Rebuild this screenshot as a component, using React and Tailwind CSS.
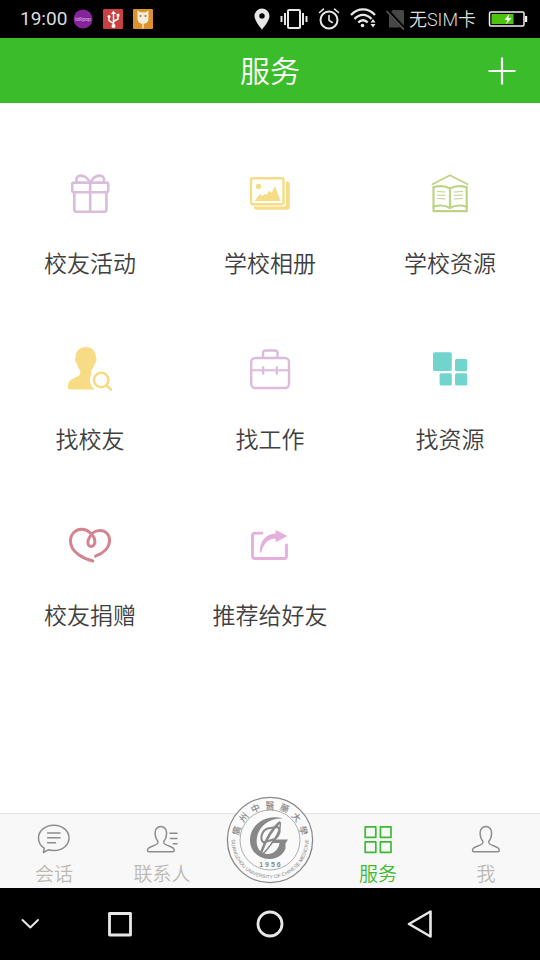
const stroke = { fill: 'none', strokeLinecap: 'round', strokeLinejoin: 'round' };

function GiftIcon() {
  return (
    <svg viewBox="0 0 60 60" className="size-15 text-[#d9bddb]" stroke="currentColor" strokeWidth="2.6" {...stroke}>
      <rect x="12.2" y="18.6" width="36" height="9.6" rx="2" />
      <path d="M14.3 28.4V45.5a2.2 2.2 0 0 0 2.2 2.2H44.2a2.2 2.2 0 0 0 2.2-2.2V28.4" />
      <path d="M30.2 18.6V47.5" />
      <path d="M30 18.4C28 14.5 24.5 11.3 20.2 11.6C16.5 12 15.4 15.5 17 18.4" />
      <path d="M30.4 18.4C32.4 14.5 36 11.3 40.2 11.6C43.9 12 45 15.5 43.4 18.4" />
    </svg>
  );
}

function AlbumIcon() {
  return (
    <svg viewBox="0 0 60 60" className="size-15 text-[#f7dc86]" fill="currentColor">
      <path d="M46 17.5h1.500a2.300 2.300 0 0 1 2.300 2.300V43.500a2.300 2.300 0 0 1-2.300 2.300H16.300a2.300 2.300 0 0 1-2.300-2.300V42.500H43.800a2.200 2.200 0 0 0 2.200-2.200Z" />
      <rect x="11" y="14.2" width="32.5" height="26" rx="1.8" fill="none" stroke="currentColor" strokeWidth="2.4" />
      <circle cx="18.5" cy="22.5" r="2.7" />
      <path d="M14.5 37L19.8 30L22.5 32.2L25 29.5L26.3 31L29.3 26.5L31.5 29L35 22L40.6 37Z" />
    </svg>
  );
}

function BookIcon() {
  return (
    <svg viewBox="0 0 60 60" className="size-15 text-[#bdd486]" stroke="currentColor" strokeWidth="2.2" {...stroke}>
      <path d="M12.5 20.3L30 11.3L47.5 20.3" strokeWidth="1.8" />
      <path d="M30 24.5C26 22 19 21.8 13.5 23V47.2H46.700V23C41 21.8 34 22 30 24.5V43.5" />
      <path d="M13.5 42.7C19 41 26 41.5 30 44C34 41.5 41 41 46.700 42.7" />
      <path d="M17.5 27.5L25 28M17.5 31L25 31.5M17.5 34.5L25 35M34.500 28L42.5 27.5M34.500 31.5L42.5 31M34.500 35L42.5 34.5" strokeWidth="1" />
    </svg>
  );
}

function FindPersonIcon() {
  return (
    <svg viewBox="0 0 60 60" className="size-15 text-[#f8dc85]">
      <path
        d="M25.7 7C32 7 36.2 11.5 36 18C37.2 18.5 36.5 22.5 34.8 23.5C34.2 26.5 32.5 29 31.2 30.5V34.5C33 36.5 38 37.5 41 40V49.5H10C8 49.5 7.5 47.5 8 45C8.8 39.5 14 38 18.5 36C20 35 20.5 33.5 20.2 30.5C18.5 29 17.5 26.5 16.9 23.5C15 22.5 14.5 18.5 15.6 18C15.3 11.5 19.5 7 25.7 7Z"
        fill="currentColor"
      />
      <circle cx="41.2" cy="40" r="11.3" fill="#fff" />
      <path d="M47 46L51 49.6" stroke="currentColor" strokeWidth="2.8" strokeLinecap="round" />
      <circle cx="41.2" cy="40" r="7.2" fill="none" stroke="currentColor" strokeWidth="2.6" />
    </svg>
  );
}

function BriefcaseIcon() {
  return (
    <svg viewBox="0 0 60 60" className="size-15 text-[#dbbddb]" stroke="currentColor" strokeWidth="2.4" {...stroke}>
      <rect x="11.2" y="18" width="37.8" height="30" rx="4" />
      <path d="M23 17.8V13a2.5 2.5 0 0 1 2.5-2.5h9.500a2.500 2.500 0 0 1 2.500 2.500V17.800" />
      <path d="M11.2 30.2H22M25 30.2H35M38 30.2H49" strokeWidth="2" />
      <path d="M23.2 27.5V33.5M36.8 27.5V33.5" />
    </svg>
  );
}

function BlocksIcon() {
  return (
    <svg viewBox="0 0 60 60" className="size-15 text-[#72d5cd]" fill="currentColor">
      <rect x="13" y="12.3" width="18.8" height="18.8" rx="1.5" />
      <rect x="35" y="19" width="12.2" height="12.2" rx="1.5" />
      <rect x="19.6" y="33.3" width="12.2" height="12.2" rx="1.5" />
      <rect x="35" y="33.3" width="12.2" height="12.2" rx="1.5" />
    </svg>
  );
}

function HeartIcon() {
  return (
    <svg viewBox="0 0 60 60" className="size-15 text-[#d38490]" stroke="currentColor" strokeWidth="3" {...stroke}>
      <path d="M32.8 45C24 43 10.5 36.5 10.5 25C10.5 17.5 16 13 22 13.2C28.5 13.5 34.8 19.5 34.9 25.5C35 28.5 33 30.6 30.8 30.4C28 30.2 27.3 27 28.3 24C30 18.5 34.5 14.5 39.8 14.5C45.5 14.5 49.7 18.5 49.6 24.5C49.5 32 42.5 37.5 35.5 40.2" />
    </svg>
  );
}

function ShareIcon() {
  return (
    <svg viewBox="0 0 60 60" className="size-15 text-[#e4aedd]">
      <path d="M22 17.2H15a2.5 2.5 0 0 0-2.5 2.5V40a2.5 2.5 0 0 0 2.500 2.500H44a2.500 2.500 0 0 0 2.500-2.500V29" stroke="currentColor" strokeWidth="2.8" {...stroke} />
      <path d="M19.8 36.8C19.5 26 25 18 35.6 17.6V14L47.5 20L35.6 26.2V22.8C28.500 22.500 23.500 27.500 21.200 36.500Z" fill="currentColor" />
    </svg>
  );
}

function ChatIcon() {
  return (
    <svg viewBox="0 0 36 36" className="size-9" stroke="currentColor" strokeWidth="1.5" {...stroke}>
      <path d="M7.4 31.5L8.3 27.2C4.5 24.900 2.5 21.2 2.5 17C2.5 9.8 9.3 4.3 17.8 4.3C26.4 4.3 33 9.8 33 17C33 24.2 26.4 29.6 17.8 29.6C15.8 29.6 13.9 29.3 12.2 28.8Z" />
      <path d="M11.6 11.9H24M11.6 16.8H24M11.6 21.7H19.5" />
    </svg>
  );
}

const bust =
  'M17.8 5.6C21.5 5.6 23.7 8.3 23.6 12C23.5 15.5 22.5 18.5 20.8 20.2C20.4 22.5 21.3 23.3 24.5 24.4C28.5 25.8 31.2 26.5 31.3 29.2C31.3 30.3 30.8 30.8 29.8 30.8H6C5 30.8 4.5 30.3 4.5 29.2C4.6 26.5 7.3 25.8 11.3 24.4C14.5 23.3 15.3 22.5 14.9 20.2C13.2 18.5 12.2 15.5 12.1 12C12 8.3 14.2 5.6 17.8 5.6Z';

function ContactsIcon() {
  return (
    <svg viewBox="0 0 36 36" className="size-9" stroke="currentColor" strokeWidth="1.5" {...stroke}>
      <path d={bust} transform="translate(-1 0)" />
      <path d="M26 12.3H33M26.5 17.6H33M29.3 22.8H33" />
    </svg>
  );
}

function ServicesIcon() {
  return (
    <svg viewBox="0 0 36 36" className="size-9" stroke="currentColor" strokeWidth="1.7" {...stroke}>
      <rect x="5.2" y="5.8" width="10.6" height="10.6" />
      <rect x="20.4" y="5.8" width="10.6" height="10.6" />
      <rect x="5.2" y="20.8" width="10.6" height="10.6" />
      <rect x="20.4" y="20.8" width="10.6" height="10.6" />
    </svg>
  );
}

function MeIcon() {
  return (
    <svg viewBox="0 0 36 36" className="size-9" stroke="currentColor" strokeWidth="1.5" {...stroke}>
      <path d={bust} />
    </svg>
  );
}

function Crest() {
  return (
    <svg viewBox="0 0 88 88" className="size-22" fill="#888">
      <defs>
        <path id="crest-top" d="M12.5 44A31.500 31.500 0 0 1 75.500 44" />
        <path id="crest-bottom" d="M6.1 37.3A38.500 38.500 0 1 0 81.900 37.300" />
      </defs>
      <circle cx="44" cy="44" r="42.6" fill="#fafafa" stroke="#888" strokeWidth="1.3" />
      <circle cx="44" cy="44" r="30" fill="none" stroke="#999" strokeWidth="0.8" />
      <text className="font-['Noto_Sans_CJK_TC',sans-serif] text-[9px] font-medium">
        <textPath href="#crest-top" startOffset="50%" textAnchor="middle">
          廣&ensp;州&ensp;中&ensp;醫&ensp;藥&ensp;大&ensp;學
        </textPath>
      </text>
      <text className="font-['Liberation_Sans',sans-serif] text-[5px] font-normal">
        <textPath href="#crest-bottom" startOffset="50%" textAnchor="middle">
          GUANGZHOU UNIVERSITY OF CHINESE MEDICINE
        </textPath>
      </text>
      <circle cx="7.8" cy="37" r="0.9" />
      <circle cx="80.2" cy="37" r="0.9" />
      <text x="44" y="71" textAnchor="middle" className="font-['Liberation_Sans',sans-serif] text-[7px] font-bold">
        1 9 5 6
      </text>
      <path d="M57 22.5C42 17.5 25 27 24 43C23.5 55 33 63.5 44 63C52 62.6 57.5 58 59.5 52.5V47.5L62 43.5H47L45 47H53.5C52.5 54 47 58.5 41 58C33 57.3 29.5 50 31 41.5C33 29.5 43.5 22 57 22.5Z" />
      <path d="M54 26C48 31 40 43 34.5 58" fill="none" stroke="#888" strokeWidth="2.5" />
      <path d="M54 26C56 32 49 45 37 58" fill="none" stroke="#888" strokeWidth="1.5" />
      <path d="M41.5 32.5C35.5 35 33.5 43 37.5 46.5L49 43C54 39 55.5 32 51 31Z" fill="none" stroke="#888" strokeWidth="2" />
    </svg>
  );
}

function StatusBar() {
  return (
    <div className="flex h-[38px] items-center justify-between bg-black pr-3 pl-5 text-[18px] text-[#dcdcdc]">
      <div className="flex items-center gap-2.5">
        <span className="-mr-1 font-['Roboto',sans-serif] text-[19px] font-normal">19:00</span>
        <svg viewBox="0 0 20 20" className="size-5">
          <circle cx="10" cy="10" r="9.5" fill="#85239a" />
          <text x="10" y="12" textAnchor="middle" fill="#e4c4ea" className="font-['Liberation_Sans',sans-serif] text-[5px]">
            lollipop
          </text>
        </svg>
        <svg viewBox="0 0 20 20" className="size-5">
          <rect width="20" height="20" rx="1" fill="#c9403f" />
          <path d="M10.5 4V17M10.5 14.5L6 11.5V8M10.5 12.5L15 10V7" stroke="#fff" strokeWidth="1.5" fill="none" />
          <path d="M10.5 1.5L13 5H8Z" fill="#fff" />
          <circle cx="10.5" cy="17" r="2" fill="#fff" />
          <circle cx="6" cy="7.5" r="1.5" fill="#fff" />
          <rect x="13.6" y="4.8" width="2.8" height="2.8" fill="#fff" />
        </svg>
        <svg viewBox="0 0 20 20" className="size-5">
          <rect width="20" height="20" rx="1" fill="#dc922c" />
          <path d="M4.5 1.5L7.5 3.3H12.5L15.5 1.5V9.5C15.5 13 13 14.8 10 14.8S4.5 13 4.5 9.5Z" fill="#f6ecd9" />
          <path d="M10 14.5V19.5" stroke="#f6ecd9" strokeWidth="1.3" />
          <circle cx="7.5" cy="7" r="1" fill="#9a7443" />
          <circle cx="12.5" cy="7" r="1" fill="#9a7443" />
        </svg>
      </div>
      <div className="flex items-center gap-2.5">
        <svg viewBox="0 0 16 22" className="h-[22px] w-4" fill="#e8e8e8">
          <path fillRule="evenodd" d="M8 0.5A7.5 7.5 0 0 0 0.5 8C0.5 13 8 21.5 8 21.5S15.5 13 15.5 8A7.5 7.5 0 0 0 8 0.5ZM8 5.2a2.7 2.7 0 1 1 0 5.4a2.7 2.7 0 0 1 0-5.4Z" />
        </svg>
        <svg viewBox="0 0 28 22" className="h-[22px] w-7" fill="none" stroke="#e8e8e8" strokeWidth="2">
          <rect x="8" y="2" width="12" height="18" rx="1" />
          <path d="M5 5V17M1.5 8V14M23 5V17M26.5 8V14" />
        </svg>
        <svg viewBox="0 0 22 22" className="size-[22px]" stroke="#e8e8e8" strokeWidth="2" {...stroke}>
          <circle cx="11" cy="12" r="8.5" />
          <path d="M11 7.500V12.300L14.200 14.500M1.500 4.500L5.500 1.200M20.500 4.500L16.500 1.200" strokeWidth="1.6" />
        </svg>
        <svg viewBox="0 0 26 22" className="h-[22px] w-[26px]" fill="none" stroke="#e8e8e8" strokeWidth="2.3">
          <path d="M1 7C8 -0.500 18 -0.500 25 7M4.500 11C9.500 5.500 16.500 5.500 21.500 11M8.300 14.500C11 11.500 15 11.500 17.700 14.500" />
          <circle cx="12.5" cy="17.5" r="1.8" fill="#e8e8e8" stroke="none" />
          <path d="M20.500 14.500L23 11L25.500 14.500ZM20.500 16L23 19.500L25.500 16Z" fill="#e8e8e8" stroke="none" />
        </svg>
        <div className="flex items-center gap-[3px]">
          <svg viewBox="0 0 20 22" className="h-[22px] w-5">
            <path d="M7 2H16.5A1.5 1.5 0 0 1 18 3.5V19.5H3V6Z" fill="#474747" />
            <path d="M1 2L18.5 21" stroke="#000" strokeWidth="3.5" />
            <path d="M0.5 3L18 21.5" stroke="#555" strokeWidth="1.8" />
          </svg>
          <span className="pr-0.5 font-['Roboto','Noto_Sans_CJK_SC',sans-serif]">无SIM卡</span>
        </div>
        <svg viewBox="0 0 40 16" className="h-4 w-10">
          <rect x="1.5" y="1" width="34.5" height="14" rx="1.5" fill="none" stroke="#f0f0f0" strokeWidth="1.5" />
          <rect x="3.5" y="3" width="22" height="10" fill="#4cc40f" />
          <rect x="37" y="5" width="2.2" height="6" fill="#f0f0f0" />
          <path d="M21.5 2.5L16.5 9H19.5L18 13.5L23.5 7H20.3Z" fill="#fff" />
        </svg>
      </div>
    </div>
  );
}

const services = [
  { label: '校友活动', Icon: GiftIcon },
  { label: '学校相册', Icon: AlbumIcon },
  { label: '学校资源', Icon: BookIcon },
  { label: '找校友', Icon: FindPersonIcon },
  { label: '找工作', Icon: BriefcaseIcon },
  { label: '找资源', Icon: BlocksIcon },
  { label: '校友捐赠', Icon: HeartIcon },
  { label: '推荐给好友', Icon: ShareIcon },
];

function Tab({ label, Icon, active }) {
  return (
    <a href="#" aria-current={active ? 'page' : undefined} className={`flex flex-col items-center gap-1 pt-[7px] ${active ? 'text-[#3dba33]' : 'text-[#8c8c8c]'}`}>
      <Icon />
      <span className={`text-[19px] leading-6 ${active ? '' : 'text-[#bdbab3]'}`}>{label}</span>
    </a>
  );
}

export default function App() {
  return (
    <div className="flex min-h-screen flex-col bg-white font-['Noto_Sans_CJK_SC',sans-serif] font-[350]">
      <StatusBar />
      <header className="grid h-[65px] grid-cols-[1fr_auto_1fr] items-center bg-[#3bbd2b] px-6 text-white">
        <h1 className="col-start-2 pb-1 text-[30px] leading-10">服务</h1>
        <button type="button" aria-label="添加" className="justify-self-end">
          <svg viewBox="0 0 28 28" className="size-7" stroke="#fff" strokeWidth="2.2">
            <path d="M14 0.5V27.5M0.5 14H27.5" />
          </svg>
        </button>
      </header>

      <main className="flex-1 pt-[61px]">
        <div className="grid grid-cols-3 gap-y-[62px]">
          {services.map(({ label, Icon }) => (
            <button key={label} type="button" className="flex flex-col items-center gap-[22px]">
              <Icon />
              <span className="text-[23px] leading-8 text-[#404040]">{label}</span>
            </button>
          ))}
        </div>
      </main>

      <nav className="grid h-[75px] grid-cols-5 border-t border-[#e2e2e2] bg-[#f8f8f8]">
        <Tab label="会话" Icon={ChatIcon} />
        <Tab label="联系人" Icon={ContactsIcon} />
        <a href="#" aria-label="首页" className="relative">
          <span className="absolute bottom-1 left-1/2 -translate-x-1/2">
            <Crest />
          </span>
        </a>
        <Tab label="服务" Icon={ServicesIcon} active />
        <Tab label="我" Icon={MeIcon} />
      </nav>

      <div className="grid h-18 grid-cols-[1fr_2fr_3fr_2fr_1fr] place-items-center bg-black text-[#e8e8e8]">
        <button type="button" aria-label="收起">
          <svg viewBox="0 0 28 28" className="size-7" stroke="currentColor" strokeWidth="2" {...stroke}>
            <path d="M6.5 10L14.3 17.5L22 10" />
          </svg>
        </button>
        <button type="button" aria-label="最近任务">
          <svg viewBox="0 0 28 28" className="size-7" stroke="currentColor" strokeWidth="2.8" {...stroke}>
            <rect x="3.5" y="3.5" width="21" height="21.5" />
          </svg>
        </button>
        <button type="button" aria-label="主屏幕">
          <svg viewBox="0 0 28 28" className="size-7" stroke="currentColor" strokeWidth="2.8" {...stroke}>
            <circle cx="14" cy="14" r="12" />
          </svg>
        </button>
        <button type="button" aria-label="返回">
          <svg viewBox="0 0 28 28" className="size-7" stroke="currentColor" strokeWidth="2.6" {...stroke}>
            <path d="M3 14L24.5 1.5V26.5Z" />
          </svg>
        </button>
      </div>
    </div>
  );
}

WHAT THE EXERCISE ASKS ::
Exactly as they appear, print the lines of the listing above from its first line through the line that contains "strokeLinecap: 'round', strokeLinejoin: 'round'", minus the pictures.

RESPONSE TO THIS TASK ::
Rebuild this screenshot as a component, using React and Tailwind CSS.
const stroke = { fill: 'none', strokeLinecap: 'round', strokeLinejoin: 'round' };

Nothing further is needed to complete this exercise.